El azogue se había empañado y desconchado en algunos puntos y el óxido formaba en él diminutos agujeros. Aquel espejo debía de llevar allí colgado cien años por lo menos. Con esa luz, se vio de un color amarillento, y el espejo herrumbroso le añadió unas cuantas pecas. Era una imagen poco favorecedora. Tenía un aspecto bastante demacrado. La chimenea bajo la repisa estaba llena de ceniza. Se agachó para tocarla, buscando calor, pero la notó húmeda y fría.
Dispuestas a ambos lados del hogar, había dos viejas butacas de cuero con macasares de encaje en los respaldos. Los macasares conservaban una sombra allí donde habían descansado las cabezas durante años. Casi le llegó el olor del sebo de los ocupantes de esas butacas.
Fotos enmarcadas de dos o tres generaciones pendían de la pared, viéndose claramente el contraste entre los pesados marcos de madera de los retratos tradicionales y las fotos más pequeñas en marcos de plástico y cromo con imágenes modernas y más descuidadas. Zoe pudo deducir las relaciones de parentesco, observando que las instantáneas en color de los años setenta —con la imagen mal fijada y descolorida por los líquidos fotoquímicos de la época— no podían competir con las modernas y vívidas fotos en color de unos niños.

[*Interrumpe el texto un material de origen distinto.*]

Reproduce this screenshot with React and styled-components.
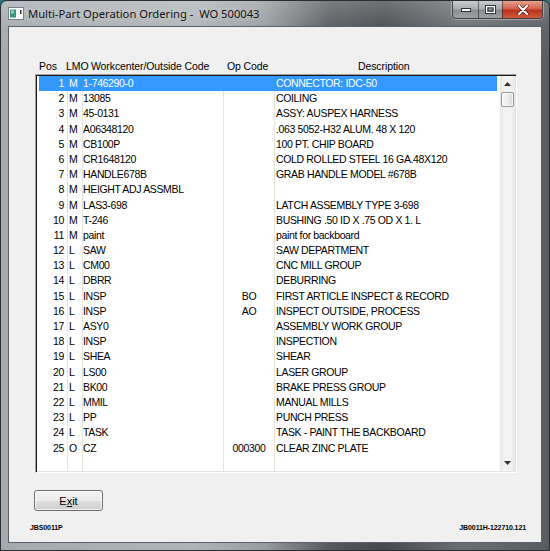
import React from "react";
import styled, { createGlobalStyle } from "styled-components";

const Global = createGlobalStyle`
  html, body { margin: 0; padding: 0; background: #2f6f7a; }
  body { font-family: "Liberation Sans", Arial, sans-serif; }
  * { box-sizing: border-box; }
`;

const Window = styled.div`
  width: 550px;
  height: 551px;
  display: flex;
  flex-direction: column;
  border: 1px solid #2a2e33;
  border-radius: 7px 7px 0 0;
  overflow: hidden;
  background:
    linear-gradient(180deg, rgba(255,255,255,0.22) 0px, rgba(255,255,255,0.06) 26px, rgba(255,255,255,0) 60px),
    linear-gradient(90deg, #a4aaaf 0%, #afb4b8 35%, #979ca0 48%, #55595d 60%, #464a4e 70%, #6a6f73 84%, #575c60 100%);
`;

const TitleBar = styled.div`
  height: 25px;
  display: flex;
  align-items: flex-start;
  padding-left: 7px;
  flex-shrink: 0;
`;

const AppIcon = styled.svg`
  margin-top: 6px;
  flex-shrink: 0;
`;

const TitleText = styled.div`
  margin-left: 4px;
  margin-top: 5px;
  font-family: "Noto Sans", "Open Sans", sans-serif;
  font-size: 11.2px;
  line-height: 16px;
  color: #111;
  white-space: pre;
  text-shadow: 0 0 6px rgba(255,255,255,0.6);
`;

const CaptionGroup = styled.div`
  margin-left: auto;
  margin-right: 6px;
  display: flex;
  height: 18px;
  border: 1px solid rgba(40, 40, 40, 0.7);
  border-top: none;
  border-radius: 0 0 4px 4px;
  overflow: hidden;
  box-shadow: 0 0 0 1px rgba(255,255,255,0.35);
`;

const CapButton = styled.div`
  width: ${p => p.$w}px;
  height: 100%;
  display: flex;
  align-items: center;
  justify-content: center;
  border-left: ${p => (p.$first ? "none" : "1px solid rgba(40,40,40,0.6)")};
  background: ${p =>
    p.$close
      ? "linear-gradient(180deg, #e8a08e 0%, #d0634b 45%, #b8321c 55%, #cf5a3a 100%)"
      : "linear-gradient(180deg, rgba(255,255,255,0.55) 0%, rgba(220,224,228,0.45) 45%, rgba(150,156,162,0.45) 55%, rgba(190,196,202,0.5) 100%)"};
`;

const Client = styled.div`
  flex: 1;
  margin: 0 7px 7px 7px;
  border: 1px solid #5c6167;
  background: #f0f0f0;
  display: flex;
  flex-direction: column;
`;

const HeaderRow = styled.div`
  margin-top: 33px;
  padding-left: 30px;
  height: 12px;
  display: grid;
  grid-template-columns: 27px 25px 136px 131px auto;
  font-size: 10.5px;
  letter-spacing: -0.1px;
  line-height: 12px;
  color: #000;
  white-space: nowrap;
`;

const ListBox = styled.div`
  margin-top: 2px;
  margin-left: 26px;
  width: 482px;
  height: 399px;
  display: flex;
  border: 1px solid;
  border-color: #a0a0a0 #ffffff #ffffff #a0a0a0;
  box-shadow: inset 1px 1px 0 #1a1a1a, inset -1px -1px 0 #e3e3e3;
  background: #fff;
  padding: 1px;
`;

const Rows = styled.div`
  width: 462px;
  padding: 0 2px;
  display: flex;
  flex-direction: column;
  background: #fff;
`;

const Row = styled.div`
  display: grid;
  grid-template-columns: 28px 15px 141px 51px 223px;
  height: ${p => (p.$fill ? "auto" : "15.2px")};
  flex: ${p => (p.$fill ? 1 : "none")};
  background: ${p => (p.$selected ? "#3399ff" : "transparent")};
  color: ${p => (p.$selected ? "#ffffff" : "#000000")};
  font-size: 10.5px;
  letter-spacing: -0.35px;
  line-height: 15.2px;
`;

const Cell = styled.div`
  white-space: nowrap;
  overflow: hidden;
  border-left: ${p => (p.$first ? "none" : `1px solid ${p.$selected ? "#3399ff" : "#e8e4da"}`)};
  text-align: ${p => p.$align || "left"};
  padding-left: ${p => p.$pl || 0}px;
  padding-right: ${p => p.$pr || 0}px;
`;

const ScrollBar = styled.div`
  width: 16px;
  display: flex;
  flex-direction: column;
  background: linear-gradient(90deg, #e6e6e6 0%, #f3f3f3 30%, #f3f3f3 70%, #e8e8e8 100%);
  border-left: 1px solid #fbfbfb;
`;

const ArrowBtn = styled.div`
  height: 16px;
  display: flex;
  align-items: center;
  justify-content: center;
`;

const Thumb = styled.div`
  margin: 0 1px;
  height: 15px;
  border: 1px solid #979797;
  border-radius: 2px;
  background: linear-gradient(90deg, #f6f6f6 0%, #ededed 50%, #d9d9d9 100%);
  box-shadow: inset 0 0 0 1px rgba(255,255,255,0.8);
`;

const Track = styled.div`
  flex: 1;
`;

const ExitButton = styled.button`
  margin-top: 17px;
  margin-left: 25px;
  width: 69px;
  height: 21px;
  padding: 0;
  border: 1px solid #707070;
  border-radius: 3px;
  background: linear-gradient(180deg, #f2f2f2 0%, #ebebeb 50%, #dddddd 51%, #cfcfcf 100%);
  box-shadow: inset 0 0 0 1px rgba(255,255,255,0.7);
  font-family: "Liberation Sans", Arial, sans-serif;
  font-size: 11px;
  color: #000;
  align-self: flex-start;
`;

const Underline = styled.span`
  text-decoration: underline;
`;

const Footer = styled.div`
  margin-top: auto;
  margin-bottom: 10px;
  padding: 0 15px 0 21px;
  display: flex;
  justify-content: space-between;
  font-size: 7px;
  font-weight: bold;
  line-height: 8px;
  color: #000;
  letter-spacing: -0.1px;
`;

const data = [
  ["1", "M", "1-746290-0", "", "CONNECTOR: IDC-50"],
  ["2", "M", "13085", "", "COILING"],
  ["3", "M", "45-0131", "", "ASSY: AUSPEX HARNESS"],
  ["4", "M", "A06348120", "", ".063 5052-H32 ALUM. 48 X 120"],
  ["5", "M", "CB100P", "", "100 PT. CHIP BOARD"],
  ["6", "M", "CR1648120", "", "COLD ROLLED STEEL 16 GA.48X120"],
  ["7", "M", "HANDLE678B", "", "GRAB HANDLE MODEL #678B"],
  ["8", "M", "HEIGHT ADJ ASSMBL", "", ""],
  ["9", "M", "LAS3-698", "", "LATCH ASSEMBLY TYPE 3-698"],
  ["10", "M", "T-246", "", "BUSHING .50 ID X .75 OD X 1. L"],
  ["11", "M", "paint", "", "paint for backboard"],
  ["12", "L", "SAW", "", "SAW DEPARTMENT"],
  ["13", "L", "CM00", "", "CNC MILL GROUP"],
  ["14", "L", "DBRR", "", "DEBURRING"],
  ["15", "L", "INSP", "BO", "FIRST ARTICLE INSPECT & RECORD"],
  ["16", "L", "INSP", "AO", "INSPECT OUTSIDE, PROCESS"],
  ["17", "L", "ASY0", "", "ASSEMBLY WORK GROUP"],
  ["18", "L", "INSP", "", "INSPECTION"],
  ["19", "L", "SHEA", "", "SHEAR"],
  ["20", "L", "LS00", "", "LASER GROUP"],
  ["21", "L", "BK00", "", "BRAKE PRESS GROUP"],
  ["22", "L", "MMIL", "", "MANUAL MILLS"],
  ["23", "L", "PP", "", "PUNCH PRESS"],
  ["24", "L", "TASK", "", "TASK - PAINT THE BACKBOARD"],
  ["25", "O", "CZ", "000300", "CLEAR ZINC PLATE"],
];

function ListRow({ r, selected, fill }) {
  return (
    <Row $selected={selected} $fill={fill}>
      <Cell $first $align="right" $pr={3}>{r[0]}</Cell>
      <Cell $selected={selected} $pl={1}>{r[1]}</Cell>
      <Cell $selected={selected} $pl={0}>{r[2]}</Cell>
      <Cell $selected={selected} $align="center">{r[3]}</Cell>
      <Cell $selected={selected} $pl={1}>{r[4]}</Cell>
    </Row>
  );
}

export default function App() {
  return (
    <>
      <Global />
      <Window>
        <TitleBar>
          <AppIcon width="16" height="13" viewBox="0 0 16 13">
            <rect x="0.5" y="0.5" width="15" height="12" fill="#fafafa" stroke="#7a7f84" />
            <rect x="2" y="2.5" width="6" height="8" fill="#3f8f7e" />
            <rect x="3" y="3.5" width="3" height="3" fill="#8fd0c0" />
            <rect x="12" y="3" width="1.5" height="4" fill="#333" />
          </AppIcon>
          <TitleText>{"Multi-Part Operation Ordering -  WO 500043"}</TitleText>
          <CaptionGroup>
            <CapButton $w={25} $first>
              <svg width="10" height="5" viewBox="0 0 10 5">
                <rect x="0.5" y="1.5" width="9" height="3" fill="#fff" stroke="#333" strokeWidth="1" />
              </svg>
            </CapButton>
            <CapButton $w={24}>
              <svg width="11" height="9" viewBox="0 0 11 9">
                <rect x="0.5" y="0.5" width="10" height="8" fill="none" stroke="#333" />
                <rect x="1.5" y="1.5" width="8" height="6" fill="none" stroke="#fff" />
                <rect x="3" y="3" width="5" height="3" fill="none" stroke="#333" />
              </svg>
            </CapButton>
            <CapButton $w={40} $close>
              <svg width="12" height="10" viewBox="0 0 12 10">
                <path d="M2 1 L10 9 M10 1 L2 9" stroke="#5a1a10" strokeWidth="3.2" strokeLinecap="round" />
                <path d="M2 1 L10 9 M10 1 L2 9" stroke="#fff" strokeWidth="2" strokeLinecap="round" />
              </svg>
            </CapButton>
          </CaptionGroup>
        </TitleBar>
        <Client>
          <HeaderRow>
            <span>Pos</span>
            <span>LMO</span>
            <span>Workcenter/Outside Code</span>
            <span>Op Code</span>
            <span>Description</span>
          </HeaderRow>
          <ListBox>
            <Rows>
              {data.map((r, i) => (
                <ListRow key={r[0]} r={r} selected={i === 0} />
              ))}
              <ListRow r={["", "", "", "", ""]} fill />
            </Rows>
            <ScrollBar>
              <ArrowBtn>
                <svg width="7" height="4" viewBox="0 0 7 4">
                  <path d="M0 4 L3.5 0 L7 4 Z" fill="#333" />
                </svg>
              </ArrowBtn>
              <Thumb />
              <Track />
              <ArrowBtn>
                <svg width="7" height="4" viewBox="0 0 7 4">
                  <path d="M0 0 L7 0 L3.5 4 Z" fill="#333" />
                </svg>
              </ArrowBtn>
            </ScrollBar>
          </ListBox>
          <ExitButton>
            E<Underline>x</Underline>it
          </ExitButton>
          <Footer>
            <span>JBS0011P</span>
            <span>JB0011H-122710.121</span>
          </Footer>
        </Client>
      </Window>
    </>
  );
}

Se le ocurrió que algunas de las personas de las fotos estaban muertas y otras vivas, y sin embargo se sintió igualmente separada de todas ellas.
Colgaba de la pared un reloj con el péndulo a la vista dentro de una vitrina, sus manecillas detenidas en las 8.50, que bien podía ser, calculó Zoe, la hora exacta del alud. Abrió la vitrina y balanceó el péndulo para reactivar el reloj. El péndulo osciló varias veces con una sucesión de tranquilizadores chasquidos, pero al final se detuvo. Zoe lo intentó de nuevo, pero el péndulo volvió a detenerse. Buscó una llave para dar cuerda al reloj. Por un momento eso le pareció importante, pero enseguida se rindió.

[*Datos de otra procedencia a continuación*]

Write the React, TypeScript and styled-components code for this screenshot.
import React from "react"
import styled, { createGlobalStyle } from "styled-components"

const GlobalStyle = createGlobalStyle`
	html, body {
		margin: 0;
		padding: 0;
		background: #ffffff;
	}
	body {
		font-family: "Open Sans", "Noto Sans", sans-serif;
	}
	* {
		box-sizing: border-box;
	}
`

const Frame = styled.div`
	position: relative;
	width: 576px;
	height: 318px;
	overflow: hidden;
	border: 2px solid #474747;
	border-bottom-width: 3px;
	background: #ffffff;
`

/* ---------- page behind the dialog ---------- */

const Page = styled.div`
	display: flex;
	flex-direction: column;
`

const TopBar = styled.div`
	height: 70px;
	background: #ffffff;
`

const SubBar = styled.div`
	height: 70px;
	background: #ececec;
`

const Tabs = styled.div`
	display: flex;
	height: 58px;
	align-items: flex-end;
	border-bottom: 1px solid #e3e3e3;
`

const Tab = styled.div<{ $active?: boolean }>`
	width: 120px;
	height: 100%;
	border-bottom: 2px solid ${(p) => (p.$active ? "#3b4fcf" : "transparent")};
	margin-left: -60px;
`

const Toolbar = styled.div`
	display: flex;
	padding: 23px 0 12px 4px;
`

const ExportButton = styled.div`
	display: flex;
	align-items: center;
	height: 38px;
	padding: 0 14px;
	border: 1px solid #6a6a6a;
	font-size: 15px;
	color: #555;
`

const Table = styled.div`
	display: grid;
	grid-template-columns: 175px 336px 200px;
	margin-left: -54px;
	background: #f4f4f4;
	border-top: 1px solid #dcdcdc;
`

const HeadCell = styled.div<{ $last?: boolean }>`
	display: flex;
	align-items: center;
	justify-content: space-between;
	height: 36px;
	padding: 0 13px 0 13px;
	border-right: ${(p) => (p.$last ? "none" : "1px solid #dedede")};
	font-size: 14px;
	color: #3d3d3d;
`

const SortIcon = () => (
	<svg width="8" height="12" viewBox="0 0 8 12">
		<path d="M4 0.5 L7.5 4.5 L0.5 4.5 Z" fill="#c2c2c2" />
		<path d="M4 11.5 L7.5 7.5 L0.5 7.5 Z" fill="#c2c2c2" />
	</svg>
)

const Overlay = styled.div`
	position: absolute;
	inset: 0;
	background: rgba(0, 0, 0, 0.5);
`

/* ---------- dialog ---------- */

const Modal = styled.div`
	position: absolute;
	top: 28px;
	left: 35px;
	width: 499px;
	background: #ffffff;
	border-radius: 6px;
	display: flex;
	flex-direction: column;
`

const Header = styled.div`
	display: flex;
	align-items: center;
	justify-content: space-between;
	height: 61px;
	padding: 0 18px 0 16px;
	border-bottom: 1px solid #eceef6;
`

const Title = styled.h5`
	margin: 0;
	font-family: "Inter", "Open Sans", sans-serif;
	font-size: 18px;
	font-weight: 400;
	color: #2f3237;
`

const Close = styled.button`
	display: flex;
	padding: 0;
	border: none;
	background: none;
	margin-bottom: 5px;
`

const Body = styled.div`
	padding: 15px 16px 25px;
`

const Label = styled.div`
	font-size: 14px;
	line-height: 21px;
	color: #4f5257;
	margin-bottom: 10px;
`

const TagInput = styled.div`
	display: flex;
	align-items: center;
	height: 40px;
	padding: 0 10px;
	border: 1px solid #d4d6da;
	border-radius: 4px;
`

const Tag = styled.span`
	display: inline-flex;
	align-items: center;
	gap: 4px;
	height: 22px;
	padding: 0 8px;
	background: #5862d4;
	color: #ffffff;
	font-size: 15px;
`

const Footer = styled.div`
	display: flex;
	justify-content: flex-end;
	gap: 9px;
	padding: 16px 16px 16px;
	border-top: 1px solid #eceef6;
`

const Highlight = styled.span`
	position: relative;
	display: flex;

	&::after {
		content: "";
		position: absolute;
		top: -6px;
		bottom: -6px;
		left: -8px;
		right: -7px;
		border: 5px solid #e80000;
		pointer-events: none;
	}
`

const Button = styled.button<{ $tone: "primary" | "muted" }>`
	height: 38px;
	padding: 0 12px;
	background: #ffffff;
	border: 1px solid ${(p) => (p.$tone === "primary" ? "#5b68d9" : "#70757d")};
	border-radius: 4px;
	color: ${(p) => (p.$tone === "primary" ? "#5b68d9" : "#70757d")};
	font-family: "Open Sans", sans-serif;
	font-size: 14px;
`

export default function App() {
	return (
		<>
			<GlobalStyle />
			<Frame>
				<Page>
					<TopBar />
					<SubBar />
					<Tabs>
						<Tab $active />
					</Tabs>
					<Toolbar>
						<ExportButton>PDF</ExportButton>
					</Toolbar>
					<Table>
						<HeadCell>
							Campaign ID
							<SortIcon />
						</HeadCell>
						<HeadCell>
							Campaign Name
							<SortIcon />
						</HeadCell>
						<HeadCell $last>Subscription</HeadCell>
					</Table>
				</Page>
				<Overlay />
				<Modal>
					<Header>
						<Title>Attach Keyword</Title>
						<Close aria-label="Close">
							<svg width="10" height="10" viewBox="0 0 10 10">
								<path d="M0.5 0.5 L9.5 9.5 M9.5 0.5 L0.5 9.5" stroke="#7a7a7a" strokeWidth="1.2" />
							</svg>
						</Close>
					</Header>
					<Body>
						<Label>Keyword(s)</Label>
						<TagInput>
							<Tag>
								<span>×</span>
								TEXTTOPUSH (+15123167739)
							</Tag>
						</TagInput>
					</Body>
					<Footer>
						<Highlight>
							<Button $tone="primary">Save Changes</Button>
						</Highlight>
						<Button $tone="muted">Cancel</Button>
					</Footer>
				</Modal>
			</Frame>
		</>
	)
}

Pasó de esa sala al taller situado en un lado de la casa. Se percibía en el aire un agradable aroma a virutas de madera. Vio una ordenada hilera de herramientas de carpintero: cinceles, cepillos, sierras. De pronto descubrió en qué había estado trabajando el artesano.
Era un ataúd. La madera presentaba aún su aspecto natural: labrada y unida con precisión, bien cepillada pero sin enchapar, en espera de ser forrada por dentro, guarnecida de empuñaduras en el exterior y provista de una tapa. Zoe quedó fascinada y horrorizada. Se acercó al ataúd, casi temiendo que contuviera un cadáver embalsamado, pero estaba vacío.

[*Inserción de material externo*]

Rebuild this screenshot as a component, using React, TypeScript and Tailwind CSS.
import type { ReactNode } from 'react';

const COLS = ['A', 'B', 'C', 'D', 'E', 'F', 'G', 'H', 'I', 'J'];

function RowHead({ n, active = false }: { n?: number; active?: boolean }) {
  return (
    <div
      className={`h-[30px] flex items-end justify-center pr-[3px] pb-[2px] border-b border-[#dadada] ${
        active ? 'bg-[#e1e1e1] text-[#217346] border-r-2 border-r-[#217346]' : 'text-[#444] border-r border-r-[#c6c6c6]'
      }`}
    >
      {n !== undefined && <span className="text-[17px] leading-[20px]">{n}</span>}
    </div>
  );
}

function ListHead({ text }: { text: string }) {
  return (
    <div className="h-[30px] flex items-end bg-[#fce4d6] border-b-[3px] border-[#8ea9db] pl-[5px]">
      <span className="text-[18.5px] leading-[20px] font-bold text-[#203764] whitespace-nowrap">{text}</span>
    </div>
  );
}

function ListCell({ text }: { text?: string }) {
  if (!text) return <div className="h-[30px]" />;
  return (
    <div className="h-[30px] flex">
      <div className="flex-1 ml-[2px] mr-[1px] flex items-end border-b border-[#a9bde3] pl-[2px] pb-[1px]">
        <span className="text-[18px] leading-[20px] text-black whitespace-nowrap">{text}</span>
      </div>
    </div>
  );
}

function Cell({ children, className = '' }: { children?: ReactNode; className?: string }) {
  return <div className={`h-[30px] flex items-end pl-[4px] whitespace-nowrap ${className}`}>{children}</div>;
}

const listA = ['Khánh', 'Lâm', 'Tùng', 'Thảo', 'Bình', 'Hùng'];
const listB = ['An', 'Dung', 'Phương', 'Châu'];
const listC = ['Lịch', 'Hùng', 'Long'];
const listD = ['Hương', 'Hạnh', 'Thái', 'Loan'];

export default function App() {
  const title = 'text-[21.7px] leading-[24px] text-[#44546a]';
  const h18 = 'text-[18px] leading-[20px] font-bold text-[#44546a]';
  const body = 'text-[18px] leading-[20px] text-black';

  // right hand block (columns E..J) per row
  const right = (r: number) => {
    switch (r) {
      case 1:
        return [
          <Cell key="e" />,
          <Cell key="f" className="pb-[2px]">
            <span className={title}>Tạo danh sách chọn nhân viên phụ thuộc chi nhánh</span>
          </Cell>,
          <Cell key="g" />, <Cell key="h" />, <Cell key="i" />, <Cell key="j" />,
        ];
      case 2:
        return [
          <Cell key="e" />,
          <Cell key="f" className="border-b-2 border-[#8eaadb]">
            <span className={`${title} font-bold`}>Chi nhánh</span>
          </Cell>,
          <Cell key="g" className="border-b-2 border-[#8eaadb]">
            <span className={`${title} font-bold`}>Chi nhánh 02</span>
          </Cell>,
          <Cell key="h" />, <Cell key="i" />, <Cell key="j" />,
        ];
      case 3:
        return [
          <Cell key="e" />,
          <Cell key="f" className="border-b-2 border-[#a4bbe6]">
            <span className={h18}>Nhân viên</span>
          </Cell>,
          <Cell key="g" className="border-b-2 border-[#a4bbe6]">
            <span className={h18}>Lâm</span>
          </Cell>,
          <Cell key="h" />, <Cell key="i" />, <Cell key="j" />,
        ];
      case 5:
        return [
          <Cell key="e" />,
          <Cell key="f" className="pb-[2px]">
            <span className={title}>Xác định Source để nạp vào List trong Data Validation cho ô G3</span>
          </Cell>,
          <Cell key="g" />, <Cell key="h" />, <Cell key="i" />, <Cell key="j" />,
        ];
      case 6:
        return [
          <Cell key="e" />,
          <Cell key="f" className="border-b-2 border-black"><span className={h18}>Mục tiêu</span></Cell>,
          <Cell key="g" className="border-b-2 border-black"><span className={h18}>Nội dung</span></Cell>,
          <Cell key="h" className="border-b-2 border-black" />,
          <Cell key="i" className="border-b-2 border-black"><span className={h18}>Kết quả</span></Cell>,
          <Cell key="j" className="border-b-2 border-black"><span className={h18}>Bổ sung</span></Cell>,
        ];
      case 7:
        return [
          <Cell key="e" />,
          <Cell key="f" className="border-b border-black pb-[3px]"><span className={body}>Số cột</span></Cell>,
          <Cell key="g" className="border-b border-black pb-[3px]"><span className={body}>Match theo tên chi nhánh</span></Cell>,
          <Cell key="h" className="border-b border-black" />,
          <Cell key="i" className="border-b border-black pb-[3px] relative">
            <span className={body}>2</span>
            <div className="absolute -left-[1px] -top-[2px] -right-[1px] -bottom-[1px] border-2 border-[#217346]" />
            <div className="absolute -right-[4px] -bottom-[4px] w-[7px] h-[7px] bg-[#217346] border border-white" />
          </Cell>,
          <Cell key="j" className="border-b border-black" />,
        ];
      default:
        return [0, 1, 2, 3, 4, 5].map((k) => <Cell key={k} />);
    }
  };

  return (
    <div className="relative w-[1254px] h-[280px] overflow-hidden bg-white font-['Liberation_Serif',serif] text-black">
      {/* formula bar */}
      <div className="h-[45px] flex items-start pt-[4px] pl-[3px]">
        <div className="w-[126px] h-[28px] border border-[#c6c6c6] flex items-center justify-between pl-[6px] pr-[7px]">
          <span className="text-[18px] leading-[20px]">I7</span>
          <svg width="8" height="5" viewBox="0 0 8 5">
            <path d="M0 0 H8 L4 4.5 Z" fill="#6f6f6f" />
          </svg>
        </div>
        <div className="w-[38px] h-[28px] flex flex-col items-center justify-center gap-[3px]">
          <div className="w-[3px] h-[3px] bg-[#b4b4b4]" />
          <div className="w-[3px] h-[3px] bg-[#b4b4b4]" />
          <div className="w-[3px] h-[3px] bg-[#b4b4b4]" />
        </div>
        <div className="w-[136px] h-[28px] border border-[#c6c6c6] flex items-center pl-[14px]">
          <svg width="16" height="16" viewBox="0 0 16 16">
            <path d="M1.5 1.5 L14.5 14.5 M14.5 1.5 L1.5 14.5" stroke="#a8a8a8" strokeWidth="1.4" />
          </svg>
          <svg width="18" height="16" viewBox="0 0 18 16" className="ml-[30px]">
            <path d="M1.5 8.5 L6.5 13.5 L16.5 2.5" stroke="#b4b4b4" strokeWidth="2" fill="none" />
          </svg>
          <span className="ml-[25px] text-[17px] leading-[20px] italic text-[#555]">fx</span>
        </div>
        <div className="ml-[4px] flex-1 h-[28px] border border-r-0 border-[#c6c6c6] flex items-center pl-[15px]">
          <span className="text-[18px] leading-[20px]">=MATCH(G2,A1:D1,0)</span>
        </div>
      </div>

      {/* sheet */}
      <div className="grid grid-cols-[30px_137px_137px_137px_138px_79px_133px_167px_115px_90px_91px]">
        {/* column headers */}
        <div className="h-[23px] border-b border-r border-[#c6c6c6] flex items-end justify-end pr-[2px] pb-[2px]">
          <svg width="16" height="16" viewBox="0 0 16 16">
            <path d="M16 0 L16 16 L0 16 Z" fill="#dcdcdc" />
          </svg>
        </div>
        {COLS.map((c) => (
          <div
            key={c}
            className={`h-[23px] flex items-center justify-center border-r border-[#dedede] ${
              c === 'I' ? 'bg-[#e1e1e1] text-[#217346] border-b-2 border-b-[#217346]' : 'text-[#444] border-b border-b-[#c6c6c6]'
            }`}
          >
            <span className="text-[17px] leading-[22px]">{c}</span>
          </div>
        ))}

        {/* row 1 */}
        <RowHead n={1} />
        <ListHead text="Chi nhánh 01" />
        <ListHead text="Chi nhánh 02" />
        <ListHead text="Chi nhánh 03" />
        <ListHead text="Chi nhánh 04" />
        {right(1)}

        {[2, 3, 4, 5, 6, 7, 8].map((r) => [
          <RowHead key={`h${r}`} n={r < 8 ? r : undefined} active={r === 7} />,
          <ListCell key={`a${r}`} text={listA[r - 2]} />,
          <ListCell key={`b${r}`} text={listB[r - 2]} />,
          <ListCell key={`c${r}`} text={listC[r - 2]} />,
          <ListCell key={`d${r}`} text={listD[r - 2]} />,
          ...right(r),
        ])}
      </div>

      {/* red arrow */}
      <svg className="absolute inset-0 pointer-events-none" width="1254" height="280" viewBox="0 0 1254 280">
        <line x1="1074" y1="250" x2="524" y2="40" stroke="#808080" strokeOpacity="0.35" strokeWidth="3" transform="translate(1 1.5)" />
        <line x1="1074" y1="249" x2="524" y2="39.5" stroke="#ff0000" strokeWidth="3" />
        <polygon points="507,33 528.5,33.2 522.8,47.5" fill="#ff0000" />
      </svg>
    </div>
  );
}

Oyó entrar a alguien en la casa. Se volvió al instante, y allí estaba Jake, encuadrado en el umbral de la puerta, entre el taller y la sala. Su rostro quedaba oculto entre las sombras pero se le veían claramente los ojos, como suspendidos en el aire.
—Hacía ataúdes, a eso se dedicaba el hombre que vivía aquí. Ese era su oficio.
Jake echó un vistazo al interior del ataúd.
—Es más o menos de mi tamaño.
Levantó una pierna en ademán de subirse al banco de trabajo.
—¡No hagas eso!
Él no la escuchó. Se metió en el ataúd y se tendió.
—Yo me voy de aquí —dijo Zoe, y salió apresuradamente, dejando allí a Jake con su juego morboso.
Fuera, Zoe esperó junto a la lona con su carga de leña. Jake tardó en salir, pero ella se resistió a entrar a buscarlo. Finalmente él apareció y, sin mediar palabra, agarró un ángulo de la lona y empezó a tirar.
Zoe cogió otro ángulo de la lona.
—Eso no ha tenido gracia.
Jake dejó escapar un resoplido.
—Sí la ha tenido. La ha tenido y la tiene. Tiene gracia.
—No, no la tiene. Te crees gracioso y no lo eres.
—Pero sí tiene gracia. Tiene mucha gracia.
—No, no la tiene.
—Sí la tiene.
Y Jake soltó una sincera carcajada, para demostrarle lo gracioso que era; y el eco de su risa quedó flotando en el aire helado como un espectro cruel.
Zoe apretó los labios.
Cuando regresaron al hotel, descubrieron que la luz había vuelto. Pero al cabo de diez minutos se fue de nuevo.
—A veces hay que reírse —dijo Jake en la oscuridad—. ¿Te acuerdas de mi padre? Sencillamente hay que hacerlo: reírse, quiero decir.